*Goal:* List each line of the data that holds the string "index".

+++++

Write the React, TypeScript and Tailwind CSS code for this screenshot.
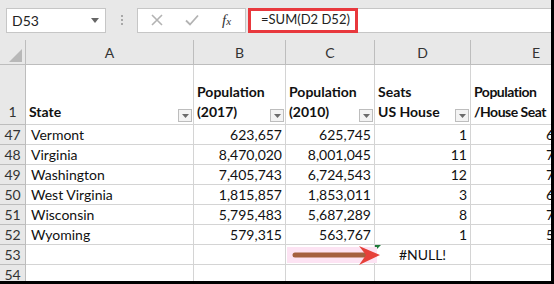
import React from "react";

const font = "font-['Lato','Liberation_Sans',sans-serif]";

const rows: [number, string, string, string, string, string][] = [
  [47, "Vermont", "623,657", "625,745", "1", "623,657"],
  [48, "Virginia", "8,470,020", "8,001,045", "11", "770,002"],
  [49, "Washington", "7,405,743", "6,724,543", "12", "740,574"],
  [50, "West Virginia", "1,815,857", "1,853,011", "3", "605,286"],
  [51, "Wisconsin", "5,795,483", "5,687,289", "8", "724,435"],
  [52, "Wyoming", "579,315", "563,767", "1", "579,315"],
];

const cols = "grid grid-cols-[26px_168px_92px_89px_96px_131px]";

function FilterBtn() {
  return (
    <span className="flex h-[13px] w-[14px] shrink-0 items-center justify-center border border-[#bdbdbd] bg-[#f3f3f3]">
      <svg width="7" height="4" viewBox="0 0 7 4">
        <path d="M0 0h7L3.5 4z" fill="#6b6b6b" />
      </svg>
    </span>
  );
}

function HeadCell({ lines, tight = false }: { lines: string[]; tight?: boolean }) {
  return (
    <div className="flex items-end justify-between border-b border-r border-[#d4d4d4] pb-[2px] pl-[3px] pr-[1px]">
      <div className={`flex flex-col text-[14px] font-bold leading-[20px] text-[#111] ${tight ? "tracking-[-0.5px]" : ""}`}>
        {lines.map((l) => (
          <span key={l} className="whitespace-nowrap">
            {l}
          </span>
        ))}
      </div>
      <FilterBtn />
    </div>
  );
}

export default function App() {
  return (
    <div className={`relative h-[284px] w-[554px] overflow-hidden border-b-[3px] border-r-[3px] border-black bg-white ${font}`}>
      {/* formula bar */}
      <div className="flex h-[40px] items-center bg-[#e8e8e8] pl-[6px]">
        <div className="flex h-[25px] w-[100px] items-center justify-between border border-[#c6c6c6] bg-white pl-[5px] pr-[6px] text-[14px] text-[#222]">
          <span>D53</span>
          <svg width="8" height="5" viewBox="0 0 8 5">
            <path d="M0 0h8L4 5z" fill="#666" />
          </svg>
        </div>
        <div className="flex w-[31px] flex-col items-center gap-[2px]">
          <span className="h-[2px] w-[2px] bg-[#a8a8a8]" />
          <span className="h-[2px] w-[2px] bg-[#a8a8a8]" />
          <span className="h-[2px] w-[2px] bg-[#a8a8a8]" />
        </div>
        <div className="flex h-[25px] w-[109px] items-center border border-[#c6c6c6] bg-white pl-[13px]">
          <svg width="12" height="12" viewBox="0 0 12 12" className="mr-[22px]">
            <path d="M1 1l10 10M11 1L1 11" stroke="#b3b3b3" strokeWidth="1.6" />
          </svg>
          <svg width="14" height="12" viewBox="0 0 14 12" className="mr-[23px]">
            <path d="M1 6.5l4 4L13 1.5" stroke="#b3b3b3" strokeWidth="1.8" fill="none" />
          </svg>
          <span className="font-['Liberation_Serif',serif] text-[15px] italic leading-none text-[#333]">
            f<span className="text-[11px]">x</span>
          </span>
        </div>
        <div className="ml-[2px] flex h-[25px] flex-1 items-center border-y border-[#c6c6c6] bg-white">
          <div className="flex h-[25px] w-[110px] shrink-0 items-center whitespace-nowrap border-[3px] border-[#e8383d] pl-[10px] text-[13px] text-[#222]">
            =SUM(D2 D52)
          </div>
        </div>
      </div>

      {/* sheet */}
      <div className="relative">
        <div className={`${cols} h-[25px] bg-[#e8e8e8] text-[14px] text-[#333]`}>
          <div className="relative border-b border-r border-[#bdbdbd]">
            <svg width="13" height="13" viewBox="0 0 13 13" className="absolute left-[9px] top-[9px]">
              <path d="M13 0V13H0z" fill="#b8b8b8" />
            </svg>
          </div>
          {["A", "B", "C", "D", "E"].map((c) => (
            <div key={c} className="flex items-center justify-center border-b border-r border-[#bdbdbd]">
              {c}
            </div>
          ))}
        </div>

        <div className={`${cols} h-[60px]`}>
          <div className="flex items-end justify-center border-b border-r border-[#bdbdbd] bg-[#e8e8e8] pb-[2px] text-[14px] text-[#333]">
            1
          </div>
          <HeadCell lines={["State"]} />
          <HeadCell lines={["Population", "(2017)"]} />
          <HeadCell lines={["Population", "(2010)"]} />
          <HeadCell lines={["Seats", "US House"]} />
          <HeadCell lines={["Population", "/House Seat"]} tight />
        </div>

        {rows.map(([n, st, b, c, d, e]) => (
          <div key={n} className={`${cols} h-[20px] text-[14px] leading-[19px] text-[#111]`}>
            <div className="flex justify-center border-b border-r border-[#bdbdbd] bg-[#e8e8e8] text-[#333]">{n}</div>
            <div className="border-b border-r border-[#d4d4d4] pl-[5px]">{st}</div>
            <div className="border-b border-r border-[#d4d4d4] pr-[3px] text-right">{b}</div>
            <div className="border-b border-r border-[#d4d4d4] pr-[3px] text-right">{c}</div>
            <div className="border-b border-r border-[#d4d4d4] pr-[3px] text-right">{d}</div>
            <div className="border-b border-r border-[#d4d4d4] pr-[3px] text-right">{e}</div>
          </div>
        ))}

        {[53, 54].map((n) => (
          <div key={n} className={`${cols} h-[20px] text-[14px] leading-[19px] text-[#111]`}>
            <div className="flex justify-center border-b border-r border-[#bdbdbd] bg-[#e8e8e8] text-[#333]">{n}</div>
            <div className="border-b border-r border-[#d4d4d4]" />
            <div className="border-b border-r border-[#d4d4d4]" />
            <div className="border-b border-r border-[#d4d4d4]" />
            <div className="relative border-b border-r border-[#d4d4d4] text-center">
              {n === 53 && (
                <>
                  <svg width="6" height="6" viewBox="0 0 6 6" className="absolute left-0 top-0">
                    <path d="M0 0h6L0 6z" fill="#1e7b3a" />
                  </svg>
                  #NULL!
                </>
              )}
            </div>
            <div className="border-b border-r border-[#d4d4d4]" />
          </div>
        ))}

        {/* annotation arrow */}
        <svg width="96" height="22" viewBox="0 0 96 22" className="absolute left-[286px] top-[205px]">
          <rect x="1" y="2" width="90" height="16" fill="#fde3f3" />
          <line x1="9" y1="10" x2="80" y2="10" stroke="#a5603f" strokeWidth="5" strokeLinecap="round" />
          <path d="M73 1L94 10L73 20L80 10z" fill="#e6403a" />
        </svg>
      </div>
    </div>
  );
}
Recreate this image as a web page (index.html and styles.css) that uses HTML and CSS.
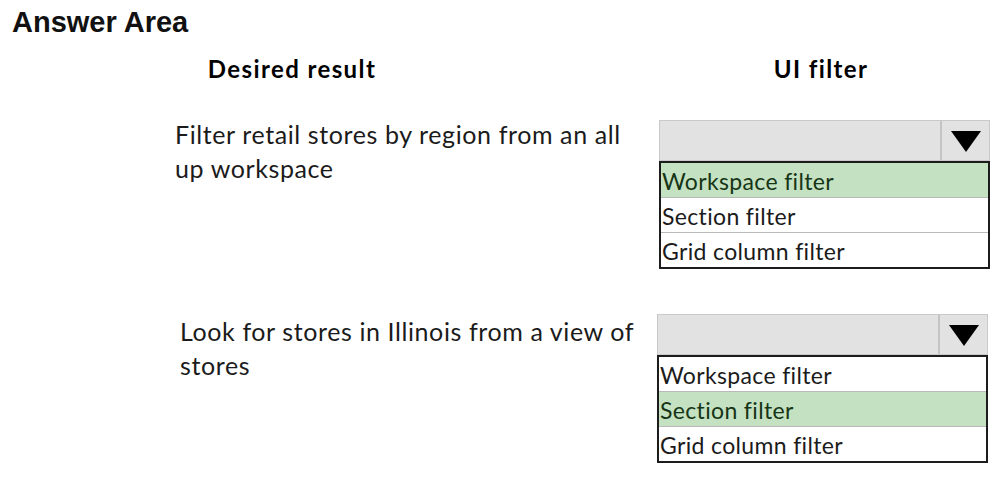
FILE: index.html
```html
<!DOCTYPE html>
<html lang="en">
<head>
<meta charset="UTF-8">
<title>Answer Area</title>
<link rel="stylesheet" href="styles.css">
</head>
<body>
<h1 class="title">Answer Area</h1>

<div class="heads">
  <div class="head head-desc">Desired result</div>
  <div class="head head-ui">UI filter</div>
</div>

<div class="question q1">
  <div class="desc">Filter retail stores by region from an all up workspace</div>
  <div class="picker">
    <div class="select">
      <div class="select-value"></div>
      <div class="select-arrow">
        <svg width="30" height="21" viewBox="0 0 30 21"><polygon points="0,0 30,0 15,21" fill="#000"/></svg>
      </div>
    </div>
    <ul class="options">
      <li class="picked">Workspace filter</li>
      <li>Section filter</li>
      <li>Grid column filter</li>
    </ul>
  </div>
</div>

<div class="question q2">
  <div class="desc">Look for stores in Illinois from a view of stores</div>
  <div class="picker">
    <div class="select">
      <div class="select-value"></div>
      <div class="select-arrow">
        <svg width="30" height="21" viewBox="0 0 30 21"><polygon points="0,0 30,0 15,21" fill="#000"/></svg>
      </div>
    </div>
    <ul class="options">
      <li>Workspace filter</li>
      <li class="picked">Section filter</li>
      <li>Grid column filter</li>
    </ul>
  </div>
</div>
</body>
</html>
```

FILE: styles.css
```css
body {
  margin: 0;
  background: #fff;
  color: #1b1b1b;
  font-family: 'Lato', 'Liberation Sans', sans-serif;
  font-variant-ligatures: none;
}

.title {
  margin: 0;
  padding: 5px 0 0 12px;
  font-family: 'Liberation Sans', Arial, sans-serif;
  font-size: 29px;
  font-weight: bold;
  line-height: 34px;
  color: #111;
}

.heads {
  display: flex;
  padding-top: 14px;
  height: 32px;
}

.head {
  font-size: 24px;
  font-weight: bold;
  letter-spacing: 1.4px;
  color: #000;
  line-height: 32px;
  text-align: center;
  white-space: nowrap;
}

.head-desc {
  width: 180px;
  margin-left: 202px;
}

.head-ui {
  width: 120px;
  margin-left: 379px;
}

.question {
  display: flex;
  align-items: flex-start;
}

.q1 {
  margin-top: 35px;
  padding-left: 175px;
}

.q2 {
  margin-top: 45px;
  padding-left: 180px;
}

.desc {
  width: 470px;
  font-size: 25px;
  letter-spacing: 0.6px;
  line-height: 34px;
}

.q1 .desc {
  margin-top: -3px;
}

.q1 .picker {
  margin-left: 14px;
}

.q2 .picker {
  margin-left: 7px;
}

.picker {
  width: 331px;
}

.select {
  display: flex;
  height: 41px;
  box-sizing: border-box;
  border: 1px solid #c9c9c9;
  background: #e2e2e2;
}

.select-value {
  flex: 1;
}

.select-arrow {
  width: 49px;
  border-left: 2px solid #c4c4c4;
  display: flex;
  justify-content: center;
  align-items: center;
  padding-top: 2px;
  box-sizing: border-box;
}

.options {
  list-style: none;
  margin: 0;
  padding: 0;
  border: 2px solid #1c1c1c;
  background: #fff;
}

.options li {
  height: 34px;
  line-height: 36px;
  padding-left: 1px;
  font-size: 23px;
  letter-spacing: 0.35px;
  border-top: 1px solid #b9b9b9;
}

.options li:first-child {
  border-top: none;
}

.options li.picked {
  background: #c4e1c2;
  color: #163516;
}
```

+++++

*The output:*
Recreate this image as a web page (index.html and styles.css) that uses HTML and CSS.
FILE: index.html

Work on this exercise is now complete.